Counting Unique Values
Often you don’t need the actual unique values—just the count. This is critical for data profiling and validation checks. Using countDistinct() is significantly more efficient than materializing all unique values and counting them.
from pyspark.sql.functions import countDistinct, approx_count_distinct
# Efficient: count without materializing all unique values
country_count = df.select(countDistinct("country")).collect()[0][0]
print(f"Number of unique countries: {country_count}")
# Inefficient: don't do this for large datasets
country_count_bad = df.select("country").distinct().count()
# For very large datasets, use approximate counting
approx_country_count = df.select(approx_count_distinct("country", rsd=0.05)).collect()[0][0]
print(f"Approximate unique countries: {approx_country_count}")
The approx_count_distinct() function uses HyperLogLog algorithm with a configurable relative standard deviation (rsd). Setting rsd=0.05 means approximately 5% error margin, which is acceptable for many use cases and can be dramatically faster on datasets with billions of rows.
# Count unique values for multiple columns in one pass
from pyspark.sql.functions import col
unique_counts = df.select(
countDistinct("country").alias("unique_countries"),
countDistinct("city").alias("unique_cities")
)
unique_counts.show()
Getting Unique Values from Multiple Columns
When you need unique combinations across multiple columns, you have several approaches depending on your use case.
# Get unique country-city pairs
unique_pairs = df.select("country", "city").distinct()
unique_pairs.show()
# Convert to list of tuples
pairs_list = [(row.country, row.city) for row in unique_pairs.collect()]
print(pairs_list)
# Create a combined column for unique values
from pyspark.sql.functions import concat_ws
unique_combined = (df.select(concat_ws("-", "country", "city").alias("location"))
.distinct()
.collect())
locations = [row.location for row in unique_combined]
print(locations) # ['USA-New York', 'USA-California', ...]

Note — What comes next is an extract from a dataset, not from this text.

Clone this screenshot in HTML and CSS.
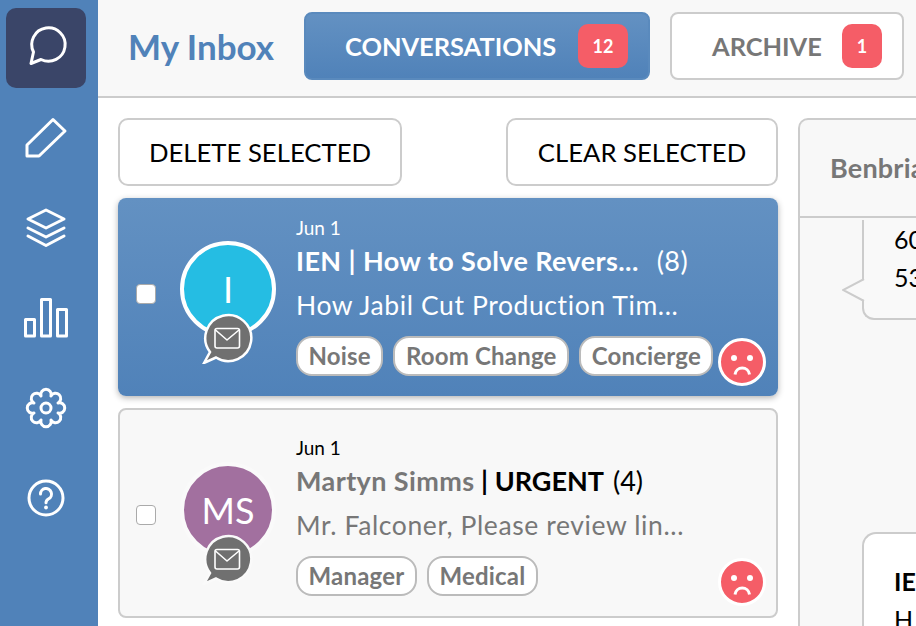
FILE: index.html
```html
<!DOCTYPE html>
<html lang="en">
<head>
<meta charset="utf-8">
<title>My Inbox</title>
<link rel="stylesheet" href="styles.css">
</head>
<body>
<div class="app">
  <nav class="sidebar">
    <a class="nav-item active"><svg class="nav-icon" viewBox="0 0 48 48"><path d="M9 39.5L11.5 28A16.7 16.7 0 1 1 19 35.5Z"/></svg></a>
    <a class="nav-item"><svg class="nav-icon" viewBox="0 0 48 48"><path d="M5 42V31L31 5.5L43 17L17 42Z"/></svg></a>
    <a class="nav-item"><svg class="nav-icon" viewBox="0 0 48 48"><path d="M24 6L42 15L24 24L6 15Z"/><path d="M6 24L24 33L42 24"/><path d="M6 32L24 41.5L42 32"/></svg></a>
    <a class="nav-item"><svg class="nav-icon" viewBox="0 0 48 48"><rect x="3.5" y="25.5" width="9" height="16.5"/><rect x="19.5" y="5.5" width="9" height="36.5"/><rect x="35.5" y="15.5" width="9" height="26.5"/></svg></a>
    <a class="nav-item"><svg class="nav-icon" viewBox="0 0 48 48"><path d="M28.97 11.99A5.2 5.2 0 1 1 36.01 19.03A5.2 5.2 0 1 1 36.01 28.97A5.2 5.2 0 1 1 28.97 36.01A5.2 5.2 0 1 1 19.03 36.01A5.2 5.2 0 1 1 11.99 28.97A5.2 5.2 0 1 1 11.99 19.03A5.2 5.2 0 1 1 19.03 11.99A5.2 5.2 0 1 1 28.97 11.99Z"/><circle cx="24" cy="24" r="5"/></svg></a>
    <a class="nav-item"><svg class="nav-icon" viewBox="0 0 48 48"><circle cx="24" cy="24" r="17"/><path d="M18.5 20a5.5 5.5 0 1 1 8.2 4.8c-2 1.1-2.7 2-2.7 4"/><circle class="dot" cx="24" cy="33.5" r="1.9"/></svg></a>
  </nav>
  <div class="main">
    <header class="topbar">
      <h1 class="title">My Inbox</h1>
      <a class="tab tab-active"><span>CONVERSATIONS</span><span class="count count-wide">12</span></a>
      <a class="tab tab-archive"><span>ARCHIVE</span><span class="count">1</span></a>
    </header>
    <div class="content">
      <section class="list">
        <div class="actions">
          <button class="action action-delete">DELETE SELECTED</button>
          <button class="action action-clear">CLEAR SELECTED</button>
        </div>
        <article class="card card-selected">
          <span class="check"></span>
          <div class="avatar-wrap">
            <div class="avatar avatar-blue">I</div>
            <svg class="mail" viewBox="0 0 52 52"><path class="mail-bg" d="M3 51L9 40A23 23 0 1 1 15 45.5Z"/><g class="mail-env"><rect x="14" y="16.5" width="24.5" height="19.5" rx="2"/><path d="M14.5 18L26 28L38 18"/></g></svg>
          </div>
          <div class="body">
            <div class="date">Jun 1</div>
            <div class="subject"><span class="subject-text">IEN | How to Solve Revers...</span><span class="num">(8)</span></div>
            <div class="preview">How Jabil Cut Production Tim...</div>
            <div class="tags"><span class="tag">Noise</span><span class="tag">Room Change</span><span class="tag">Concierge</span></div>
          </div>
          <svg class="face" viewBox="0 0 48 48"><circle class="face-bg" cx="24" cy="24" r="22.5"/><circle class="eye" cx="16" cy="20" r="3"/><circle class="eye" cx="32" cy="20" r="3"/><path class="mouth" d="M17 36.5a7.3 7.3 0 0 1 14.5 0"/></svg>
        </article>
        <article class="card card-plain">
          <span class="check"></span>
          <div class="avatar-wrap">
            <div class="avatar avatar-purple">MS</div>
            <svg class="mail" viewBox="0 0 52 52"><path class="mail-bg" d="M3 51L9 40A23 23 0 1 1 15 45.5Z"/><g class="mail-env"><rect x="14" y="16.5" width="24.5" height="19.5" rx="2"/><path d="M14.5 18L26 28L38 18"/></g></svg>
          </div>
          <div class="body">
            <div class="date">Jun 1</div>
            <div class="subject"><span class="subject-text">Martyn Simms</span><span class="sep"> | URGENT</span><span class="num">(4)</span></div>
            <div class="preview">Mr. Falconer, Please review lin...</div>
            <div class="tags"><span class="tag">Manager</span><span class="tag">Medical</span></div>
          </div>
          <svg class="face" viewBox="0 0 48 48"><circle class="face-bg" cx="24" cy="24" r="22.5"/><circle class="eye" cx="16" cy="20" r="3"/><circle class="eye" cx="32" cy="20" r="3"/><path class="mouth" d="M17 36.5a7.3 7.3 0 0 1 14.5 0"/></svg>
        </article>
      </section>
      <section class="panel">
        <div class="panel-head">Benbria</div>
        <div class="panel-body">
          <div class="bubble bubble-top"><div>60</div><div>53</div><svg class="tail" viewBox="0 0 24 24"><path class="tail-fill" d="M24 0L1 11L24 22Z"/><path class="tail-line" d="M22 0L1 11L22 22"/></svg></div>
          <div class="bubble bubble-next"><div class="bubble-title">IE</div><div>H</div></div>
        </div>
      </section>
    </div>
  </div>
</div>
</body>
</html>
```

FILE: styles.css
```css
* { box-sizing: border-box; }
html, body { margin: 0; height: 100%; overflow: hidden; }
body { font-family: "Lato", "Liberation Sans", sans-serif; background: #fff; color: #000; }
.app { display: flex; height: 626px; width: 916px; overflow: hidden; }

.sidebar { flex: 0 0 98px; background: #5082b9; padding: 8px 12px 0 6px; display: flex; flex-direction: column; gap: 10px; }
.nav-item { width: 80px; height: 80px; border-radius: 10px; display: flex; align-items: center; justify-content: center; flex: none; }
.nav-item.active { background: #3a4568; }
.nav-icon { width: 48px; height: 48px; fill: none; stroke: #fff; stroke-width: 3; stroke-linejoin: round; stroke-linecap: round; }
.nav-icon .dot { fill: #fff; stroke: none; }

.main { flex: 1; min-width: 0; display: flex; flex-direction: column; }
.topbar { height: 98px; flex: none; background: #f8f8f8; border-bottom: 2px solid #ccc; display: flex; align-items: flex-start; padding: 12px 0 0 30px; white-space: nowrap; }
.title { margin: 0 30px 0 0; width: 146px; font-size: 35px; font-weight: 700; color: #5082b9; line-height: 68px; }
.tab { height: 68px; display: flex; align-items: center; justify-content: space-between; padding: 0 20px 0 39px; margin-right: 20px; border: 2px solid #ccc; border-radius: 8px; background: #fff; color: #777; font-size: 25.4px; font-weight: 700; flex: none; width: 346px; }
.tab-archive { width: 234px; padding-left: 40px; }
.tab-active { background: linear-gradient(#6391c2, #5082b9); border-color: #5a8abd; color: #fff; }
.count { width: 40px; height: 44px; border-radius: 10px; background: #f55d67; color: #fff; font-size: 18px; font-weight: 700; display: flex; align-items: center; justify-content: center; }
.count-wide { width: 50px; }

.content { flex: 1; min-height: 0; display: flex; padding: 20px 0 0 20px; gap: 20px; }
.list { flex: 0 0 660px; display: flex; flex-direction: column; gap: 12px; }
.actions { display: flex; justify-content: space-between; margin-bottom: 0; }
.action { height: 68px; border: 2px solid #ccc; border-radius: 10px; background: #fff; font: 400 25.7px "Lato", "Liberation Sans", sans-serif; color: #000; padding: 0; }
.action-delete { width: 284px; }
.action-clear { width: 272px; }

.card { position: relative; display: flex; align-items: center; border-radius: 8px; padding: 20px 0 20px 18px; flex: none; }
.card-selected { height: 198px; background: linear-gradient(#6391c2, #5082b9); box-shadow: 0 2px 6px rgba(0,0,0,.3); color: #fff; }
.card-plain { height: 210px; background: #f8f8f8; border: 2px solid #ccc; padding: 28px 0 20px 16px; }
.check { flex: none; width: 20px; height: 20px; border: 1px solid #aaa; border-radius: 4px; background: #fff; margin: 0 24px 6px 0; }
.card-plain .check { margin-bottom: 4px; }
.avatar-wrap { position: relative; flex: none; width: 96px; height: 121px; margin: 9px 20px 0 0; }
.card-plain .avatar-wrap { margin-top: 11px; }
.avatar { width: 96px; height: 96px; border-radius: 50%; display: flex; align-items: center; justify-content: center; border: 4px solid #fff; color: #fff; font-size: 36px; }
.card-plain .avatar { border-color: #fafafa; }
.avatar-blue { background: #25bde3; }
.avatar-purple { background: #a2709f; }
.mail { position: absolute; left: 21px; top: 71px; width: 52px; height: 52px; }
.mail-bg { fill: #707070; stroke: #fff; stroke-width: 2.5; }
.card-plain .mail-bg { stroke: #fafafa; }
.mail-env { fill: none; stroke: #fff; stroke-width: 1.6; stroke-linejoin: round; }

.body { flex: 1; min-width: 0; white-space: nowrap; }
.date { font-size: 19px; line-height: 20px; margin-top: -1px; }
.subject { font-size: 27px; letter-spacing: .4px; font-weight: 700; line-height: 32px; margin-top: 7px; display: flex; }
.card-plain .subject-text { color: #777; }
.sep { white-space: pre; color: #000; letter-spacing: 0; }
.num { font-weight: 400; margin-left: 18px; }
.card-plain .num { margin-left: 9px; letter-spacing: 0; }
.preview { font-size: 26.5px; letter-spacing: .6px; line-height: 32px; margin-top: 12px; }
.card-plain .preview { color: #777; }
.tags { display: flex; gap: 10px; margin-top: 15px; }
.tag { height: 40px; border: 2px solid #bbb; border-radius: 16px; background: #fff; color: #777; font-size: 24px; font-weight: 700; letter-spacing: .2px; padding: 0 10.5px; display: flex; align-items: center; }

.face { position: absolute; bottom: 10px; width: 48px; height: 48px; }
.card-selected .face { right: 12px; }
.card-plain .face { right: 10px; bottom: 10px; }
.face-bg { fill: #f55d67; stroke: #fff; stroke-width: 3; }
.eye { fill: #fff; }
.mouth { fill: none; stroke: #fff; stroke-width: 3; }

.panel { flex: 0 0 auto; width: 300px; border: 2px solid #ccc; border-bottom: 0; border-right: 0; border-radius: 10px 0 0 0; background: #f8f8f8; display: flex; flex-direction: column; overflow: hidden; }
.panel-head { height: 98px; flex: none; border-bottom: 2px solid #ccc; font-size: 27px; font-weight: 700; letter-spacing: .2px; color: #777; padding-left: 30px; line-height: 96px; }
.panel-body { flex: 1; min-height: 0; padding: 2px 0 0 62px; overflow: hidden; position: relative; font-size: 25px; }
.bubble { width: 400px; border: 2px solid #ccc; padding-left: 30px; position: relative; }
.bubble-top { height: 100px; border-top: 0; border-right: 0; border-radius: 0 0 0 12px; background: #f9f9f9; line-height: 38px; }
.bubble-next { margin-top: 212px; height: 200px; border-right: 0; border-bottom: 0; border-radius: 14px 0 0 0; background: #fff; padding-top: 28px; line-height: 38px; }
.bubble-title { font-weight: 700; }
.tail { position: absolute; left: -22px; top: 59px; width: 24px; height: 24px; }
.tail-fill { fill: #f9f9f9; }
.tail-line { fill: none; stroke: #ccc; stroke-width: 2; }
```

For creating lookup dictionaries or mapping tables:
# Create a dictionary mapping countries to their cities
from collections import defaultdict
country_cities = defaultdict(set)
for row in df.collect():
country_cities[row.country].add(row.city)
# Convert sets to lists
country_cities = {k: list(v) for k, v in country_cities.items()}
print(country_cities)
# {'USA': ['New York', 'California'], 'Canada': ['Toronto', 'Vancouver'], ...}
Performance Considerations
Understanding the performance implications of different approaches is crucial when working with large datasets. The wrong method can mean the difference between a query that completes in seconds versus one that runs for hours or crashes.

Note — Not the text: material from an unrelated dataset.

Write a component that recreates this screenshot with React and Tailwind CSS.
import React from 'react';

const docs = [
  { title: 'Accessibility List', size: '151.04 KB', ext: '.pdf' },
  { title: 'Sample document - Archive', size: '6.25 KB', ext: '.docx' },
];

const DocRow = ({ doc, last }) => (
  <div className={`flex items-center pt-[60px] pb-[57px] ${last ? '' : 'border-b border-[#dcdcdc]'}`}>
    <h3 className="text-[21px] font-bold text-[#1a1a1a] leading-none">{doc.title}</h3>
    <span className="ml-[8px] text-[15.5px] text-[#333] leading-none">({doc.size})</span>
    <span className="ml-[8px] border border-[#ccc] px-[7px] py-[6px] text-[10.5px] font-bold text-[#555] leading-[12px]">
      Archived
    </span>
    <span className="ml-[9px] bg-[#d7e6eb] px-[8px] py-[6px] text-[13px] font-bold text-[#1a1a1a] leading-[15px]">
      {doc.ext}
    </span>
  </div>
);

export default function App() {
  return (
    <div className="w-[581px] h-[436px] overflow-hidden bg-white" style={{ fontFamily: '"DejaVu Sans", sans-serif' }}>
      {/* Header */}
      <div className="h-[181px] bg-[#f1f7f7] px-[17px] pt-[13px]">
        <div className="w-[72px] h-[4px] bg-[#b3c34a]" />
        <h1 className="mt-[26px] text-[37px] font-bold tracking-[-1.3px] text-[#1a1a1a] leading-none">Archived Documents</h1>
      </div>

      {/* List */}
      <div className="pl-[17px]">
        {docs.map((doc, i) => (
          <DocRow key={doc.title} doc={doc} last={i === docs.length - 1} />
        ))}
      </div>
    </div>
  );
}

# BAD: Collecting large result sets to driver
# This will crash if you have millions of unique values
unique_values = df.select("country").distinct().collect()
# BETTER: Limit the results
unique_values_sample = df.select("country").distinct().take(100)
# BEST: Write to distributed storage
df.select("country").distinct().write.parquet("s3://bucket/unique_countries/")
# Compare execution plans
df.select("country").distinct().explain()
df.dropDuplicates(["country"]).explain()
For operations you’ll perform multiple times, cache the DataFrame:
# Cache when you'll reuse the unique values
unique_df = df.select("country").distinct().cache()
# First action materializes and caches
count1 = unique_df.count()
# Subsequent actions use cached data
countries = unique_df.collect()
count2 = unique_df.count() # Much faster
# Don't forget to unpersist when done
unique_df.unpersist()
Use repartition() or coalesce() strategically when you know the result set is small:
# If unique values are few, reduce partitions to avoid small files
unique_countries = (df.select("country")
.distinct()
.coalesce(1)
.write
.csv("output/countries"))
Practical Example: Complete Workflow
Let’s walk through a realistic scenario: analyzing web server logs to extract unique user agents and IP addresses for security auditing.
from pyspark.sql import SparkSession
from pyspark.sql.functions import countDistinct, approx_count_distinct, col
from pyspark.sql.types import StructType, StructField, StringType, TimestampType
# Initialize Spark
spark = SparkSession.builder \
.appName("LogAnalysis") \
.config("spark.sql.shuffle.partitions", "200") \
.getOrCreate()
# Sample log data
log_data = [
("192.168.1.1", "Mozilla/5.0", "2024-01-15 10:30:00", "/home"),
("192.168.1.2", "Chrome/96.0", "2024-01-15 10:31:00", "/products"),
("192.168.1.1", "Mozilla/5.0", "2024-01-15 10:32:00", "/cart"),
("10.0.0.5", "Safari/15.0", "2024-01-15 10:33:00", "/home"),
("192.168.1.2", "Chrome/96.0", "2024-01-15 10:34:00", "/checkout"),
("10.0.0.5", "Safari/15.0", "2024-01-15 10:35:00", "/products"),
]
schema = StructType([
StructField("ip_address", StringType(), True),
StructField("user_agent", StringType(), True),
StructField("timestamp", StringType(), True),
StructField("endpoint", StringType(), True)
])
logs_df = spark.createDataFrame(log_data, schema)
# Step 1: Get summary statistics
print("=== Summary Statistics ===")
summary = logs_df.select(
countDistinct("ip_address").alias("unique_ips"),
countDistinct("user_agent").alias("unique_user_agents"),
countDistinct("endpoint").alias("unique_endpoints")
)
summary.show()
# Step 2: Extract unique IP addresses (security audit)
print("\n=== Unique IP Addresses ===")
unique_ips = logs_df.select("ip_address").distinct().orderBy("ip_address")
unique_ips.show()
# Step 3: Get IP-UserAgent combinations (device fingerprinting)
print("\n=== Unique IP-UserAgent Combinations ===")
unique_combinations = (logs_df.select("ip_address", "user_agent")
.distinct()
.orderBy("ip_address"))
unique_combinations.show(truncate=False)
# Step 4: Create lookup for IPs to user agents
ip_to_agents = {}
for row in unique_combinations.collect():
if row.ip_address not in ip_to_agents:
ip_to_agents[row.ip_address] = []
ip_to_agents[row.ip_address].append(row.user_agent)
print("\n=== IP to User Agents Mapping ===")
for ip, agents in ip_to_agents.items():
print(f"{ip}: {agents}")
# Step 5: Find IPs with multiple user agents (potential security concern)
from pyspark.sql.functions import collect_set, size
suspicious_ips = (logs_df.groupBy("ip_address")
.agg(collect_set("user_agent").alias("user_agents"))
.filter(size(col("user_agents")) > 1))
print("\n=== IPs with Multiple User Agents ===")
suspicious_ips.show(truncate=False)
This complete example demonstrates practical patterns: getting summary statistics without materializing data, extracting unique values for reporting, creating lookup structures, and identifying anomalies—all common tasks in production data pipelines.
The key takeaway is to always consider whether you need the actual values or just aggregates, and to be mindful of memory constraints when collecting results to the driver. Use PySpark’s distributed processing capabilities by writing results to storage systems rather than pulling everything into memory when working with production-scale data.